[Data section]:
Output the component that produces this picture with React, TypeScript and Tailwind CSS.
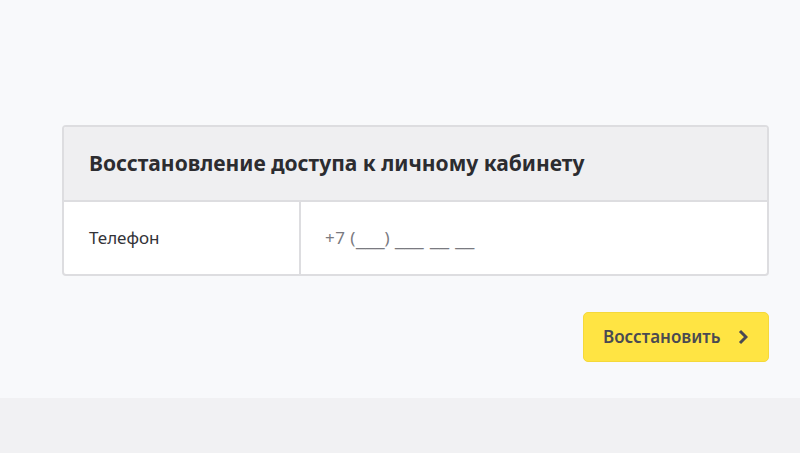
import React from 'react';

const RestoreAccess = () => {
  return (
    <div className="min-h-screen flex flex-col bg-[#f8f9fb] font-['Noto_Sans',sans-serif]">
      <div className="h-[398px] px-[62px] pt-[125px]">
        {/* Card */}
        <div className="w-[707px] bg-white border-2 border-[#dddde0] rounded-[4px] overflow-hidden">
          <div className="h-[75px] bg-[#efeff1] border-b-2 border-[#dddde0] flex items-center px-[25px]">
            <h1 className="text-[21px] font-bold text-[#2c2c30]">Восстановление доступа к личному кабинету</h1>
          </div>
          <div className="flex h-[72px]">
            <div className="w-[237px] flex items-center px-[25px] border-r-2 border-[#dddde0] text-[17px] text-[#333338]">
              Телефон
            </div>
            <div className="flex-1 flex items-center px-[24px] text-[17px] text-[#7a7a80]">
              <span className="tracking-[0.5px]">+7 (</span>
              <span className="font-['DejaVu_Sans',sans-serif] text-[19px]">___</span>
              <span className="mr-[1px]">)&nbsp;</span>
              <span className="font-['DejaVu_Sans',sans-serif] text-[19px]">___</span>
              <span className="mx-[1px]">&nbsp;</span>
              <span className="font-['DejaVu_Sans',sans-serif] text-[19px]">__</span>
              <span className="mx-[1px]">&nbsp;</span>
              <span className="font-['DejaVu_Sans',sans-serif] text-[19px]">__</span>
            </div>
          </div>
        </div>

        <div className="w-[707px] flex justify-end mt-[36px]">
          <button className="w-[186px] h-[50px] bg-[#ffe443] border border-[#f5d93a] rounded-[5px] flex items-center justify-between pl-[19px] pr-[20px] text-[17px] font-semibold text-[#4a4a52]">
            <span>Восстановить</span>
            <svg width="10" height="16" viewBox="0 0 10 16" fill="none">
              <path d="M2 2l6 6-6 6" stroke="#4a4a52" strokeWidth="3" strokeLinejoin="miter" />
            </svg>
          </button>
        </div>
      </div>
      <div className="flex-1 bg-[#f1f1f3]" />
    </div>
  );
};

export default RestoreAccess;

[Exercise requirements]:
Every line from the top of the material above through the line with "import React from 'react';" should be duplicated exactly, please; leave out the pictures.

[Exercise output]:
Output the component that produces this picture with React, TypeScript and Tailwind CSS.
import React from 'react';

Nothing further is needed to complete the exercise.